I thought the ecology and its relationship to the characters was the strongest aspect of the novel.  I'm not sure if he would have gone through with the threat--he seemed pretty confident that he wouldn't have to.  A calculated risk made less risky by his visions of the future?

4.  Both Leto and Paul made their decisions on marriage for political reasons.  Do you agree with their choices?
It's hard for me to let go of my deep-seated, modern attitudes about marriage and the place of women in society.  In trying to look at it from a political/strategic vantage point, Paul and Irulan's marriage seems like the smart thing to do.  Irulan can write her books while Chani has Paul's love and devotion, but is that really going to work out?  Add in a micro-managing mother-in-law, and I think we could potentially see fireworks worthy of a Jerry Springer episode.
My mind is completely failing me in remembering why Duke Leto never married.  I know that he was devoted to Jessica, and that she did not want to force him with her powers, but was he waiting for a political reason to take a wife from another House or anything?

5.  What was your favorite part in this section of the book?
I enjoyed many things that followed the reunion of Gurney and Paul, especially when he confronts Jessica and learns that she was not the traitor.  I loved it when Paul made it clear that he did not need to kill Stilgar, and that "things change." 
To digress a slight bit, whenever Gurney played his music, I pictured Owain Phyfe, a musician that I love (often backed up The New World Renaissance Band).  I don't know how well-known he or the band is, but I have a couple of their albums and they're great.  Here's one of my favorites, although I must admit that he doesn't capture the warrior side of Gurney:

6.  One of the things I noticed in the discussions last week was Herbert's use of the word "jihad."  What do you think of Herbert's message about religion and politics?
I don't think I really grasp what his message was about religion and politics, but I loved the way he weaved in ideas and words reflecting how they may have evolved over eons of time.   The religious aspect was so interesting because on one hand the prophesies appeared to be manufactured by the Bene Gesserit, but at the same time, they are all coming true.  He never settles in either camp that I could tell.  Politically, there is the idea that power corrupts (and yet the Atreides manage to maintain a sense of honor), and that feints within feints within feints within feints within feints are often so complicated that they don't actually work...


  1. Jessica would be a horrifying mother-in-law...

    Leto never actually married Jessica because he wanted to have the option open to take a wife from one of the other houses, or at least to lead on potential wives to get what he wanted politically.
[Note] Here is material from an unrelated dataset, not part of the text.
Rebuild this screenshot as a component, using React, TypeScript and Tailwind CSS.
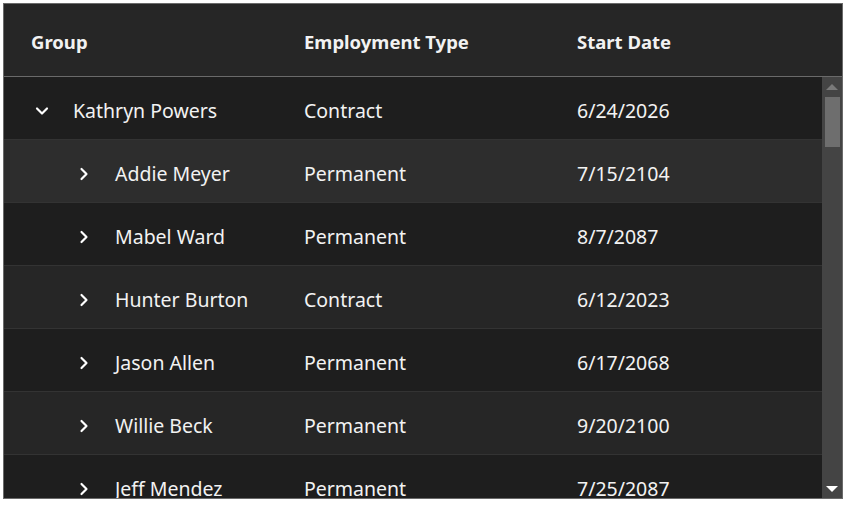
import { ChevronDown, ChevronRight } from "lucide-react";

interface Row {
  name: string;
  type: string;
  date: string;
  child: boolean;
  bg: string;
}

const ROWS: Row[] = [
  { name: "Kathryn Powers", type: "Contract", date: "6/24/2026", child: false, bg: "bg-[#1e1e1e]" },
  { name: "Addie Meyer", type: "Permanent", date: "7/15/2104", child: true, bg: "bg-[#2d2d2d]" },
  { name: "Mabel Ward", type: "Permanent", date: "8/7/2087", child: true, bg: "bg-[#1e1e1e]" },
  { name: "Hunter Burton", type: "Contract", date: "6/12/2023", child: true, bg: "bg-[#262626]" },
  { name: "Jason Allen", type: "Permanent", date: "6/17/2068", child: true, bg: "bg-[#1e1e1e]" },
  { name: "Willie Beck", type: "Permanent", date: "9/20/2100", child: true, bg: "bg-[#262626]" },
  { name: "Jeff Mendez", type: "Permanent", date: "7/25/2087", child: true, bg: "bg-[#1e1e1e]" },
];

export default function App() {
  return (
    <div className="w-[846px] h-[505px] bg-white p-[3px]" style={{ fontFamily: '"Noto Sans", "Open Sans", sans-serif' }}>
      <div className="w-[840px] h-[496px] border border-[#6a6a6a] bg-[#1e1e1e] flex flex-col overflow-hidden text-[#f2f2f2]">
        <div className="h-[73px] shrink-0 bg-[#262626] border-b border-[#6a6a6a] flex items-center pt-[4px] text-[18.5px] font-bold">
          <div className="w-[300px] pl-[27px]">Group</div>
          <div className="w-[273px]">Employment Type</div>
          <div>Start Date</div>
        </div>
        <div className="flex flex-1 min-h-0">
          <div className="flex-1 flex flex-col overflow-hidden">
            {ROWS.map((r) => (
              <div
                key={r.name}
                className={`h-[63px] shrink-0 flex items-center pt-[5px] border-b border-[#333333] text-[19.5px] ${r.bg}`}
              >
                <div className={`w-[300px] flex items-center ${r.child ? "pl-[70px]" : "pl-[28px]"}`}>
                  {r.child ? (
                    <ChevronRight size={20} strokeWidth={2.6} className="text-white" />
                  ) : (
                    <ChevronDown size={20} strokeWidth={2.6} className="text-white" />
                  )}
                  <span className={r.child ? "ml-[21px]" : "ml-[21px]"}>{r.name}</span>
                </div>
                <div className="w-[273px]">{r.type}</div>
                <div>{r.date}</div>
              </div>
            ))}
          </div>
          <div className="w-[20px] shrink-0 bg-[#444444] flex flex-col items-center pt-[7px] pb-[6px]">
            <div className="w-0 h-0 border-l-[6px] border-r-[6px] border-b-[6px] border-l-transparent border-r-transparent border-b-[#7a7a7a]" />
            <div className="mt-[7px] w-[15px] h-[50px] bg-[#6e6e6e]" />
            <div className="flex-1" />
            <div className="w-0 h-0 border-l-[6px] border-r-[6px] border-t-[6px] border-l-transparent border-r-transparent border-t-white" />
          </div>
        </div>
      </div>
    </div>
  );
}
To me it seemed kind of lame, because he was pretty definitely sure that he wasn't actually going to marry one of them.

  2. I'm with you, I don't think the ending was that much of an ending. I felt like I should see the line, "to be continued." I guess I will have to read the next one to find out some answers.

  3. How would you like to have Jessica over for dinner if you were Irulan?
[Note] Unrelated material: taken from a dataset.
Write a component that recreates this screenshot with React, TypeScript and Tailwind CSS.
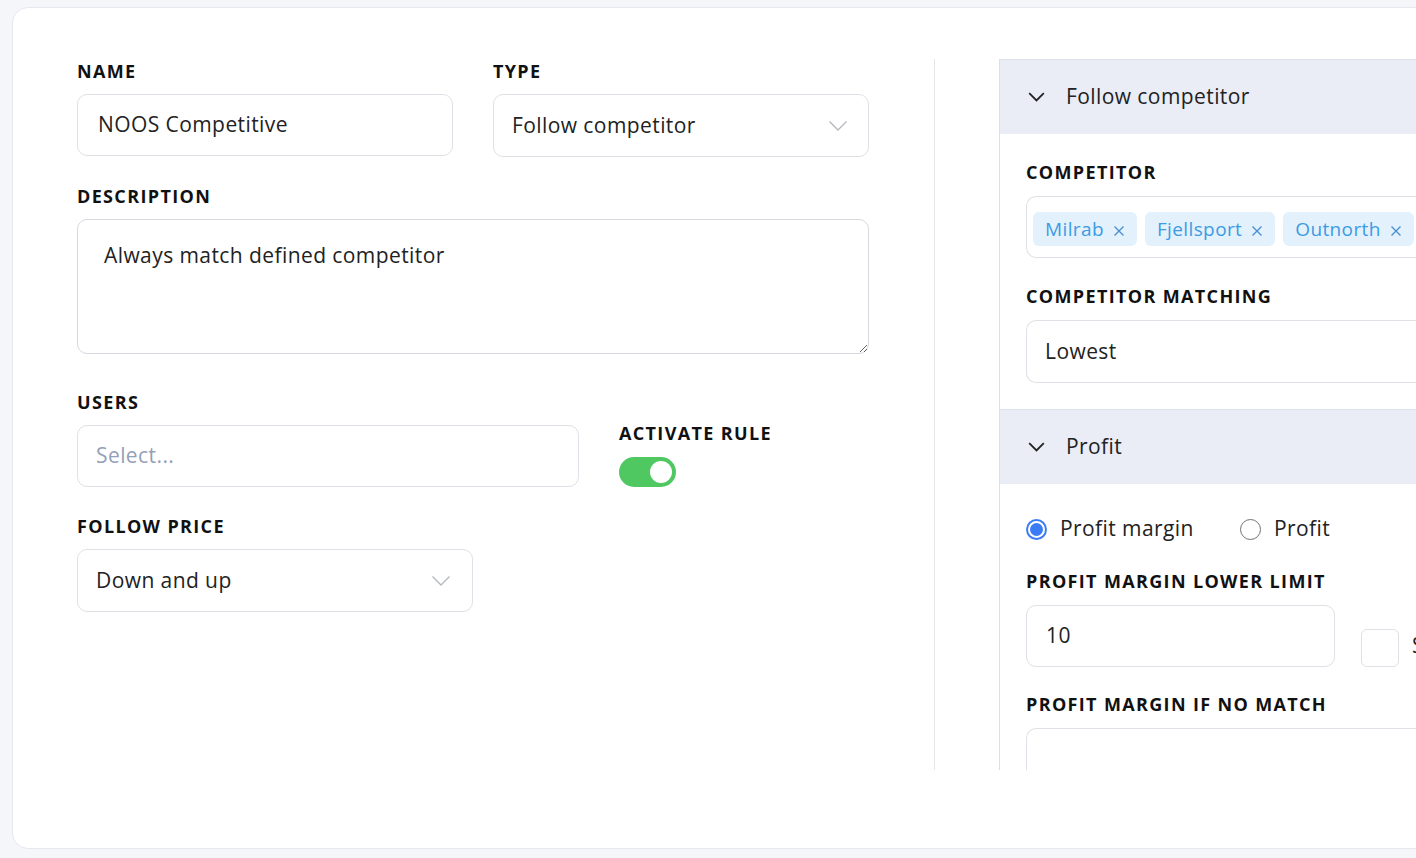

  4. Thanks for clarifying. I was half-asleep when writing up my post and couldn't remember if i was missing anything. It does seem lame. He was very loyal to Jessica and I don't think he ever would have married.

  5. I think I would have to have a poisonous dart hiding somewhere on my person just in case...But it does sound like Jessica will be returning to Caladan, right? I'm happy for her if she does.

  6. Yes, there are just so many openings in the last two pages.

  7. In the first section Duke Leto does talk about the fact that he had no intention of marrying but in order to protect House Atriedes he needed to maintain the illusion that he was an eligible bachelor, at least until his son was old enough that he would be the one able to potentially "marry well". I don't find it to be lame at all. From a storytelling standpoint it helps the author establish the kind of culture that exists in this foreign (to us) landscape. It also is just one of many indications of the sort of political maneuvering and machinations that went on. I'd like to think that once Paul became of marrying age that Duke Leto would have went ahead and married Jessica. I can respect it when an author sets up rules within the world he is creating and then sticks to them. It gives the whole story more of an air of authenticity, and the fact that Herbert pulled from ancient cultures and from middle-eastern cultures as well gives the story its timeless quality because it feels as if it were a part of a real history. We could see things unfolding like this if humanity were to exist elsewhere. At this point in humanity's cultural evolution in this universe, women have yet to lay claim to all the rights and freedoms that they have in our society. But you can see the seeds being planted in this story for that to eventually occur.

    I haven't read the appendices yet to see more of Herbert's views on religion. Like everyone else it does look like he appropriated ideas from many religions. The thing I love about books is that regardless of what the author's intentions, it is what the reader pulls out of it that really matters. So regardless of what Herbert's intention was, I was able to enjoy a book in which I felt like he examined the wide range of human reaction to religion and faith, from the cynical and manipulative to the true devotion and belief. The fact that the Bene Gesserit seeded prophecy on planets as a means of future protection and control coupled with the result of some of those prophecies actually starting to come true is fascinating. Kudos to Herbert for doing so much in this novel without making it one of the thousand page tomes we have today.

  8. Your argument does sound like Leto does a noble thing rather than a thoughtless thing in not making Jessica his wife. And story-wise, it does make the story very believable and intriguing.

  9. I'm not sure it is so much as noble, just that he has a reason that is justifiable in the society that Herbert created. I certainly would have liked to see him say "damn the expectations" and just marry Jessica, but I think the book would have been less powerful without the inclusion of the sadness involved with doing one's duty and making sacrifices.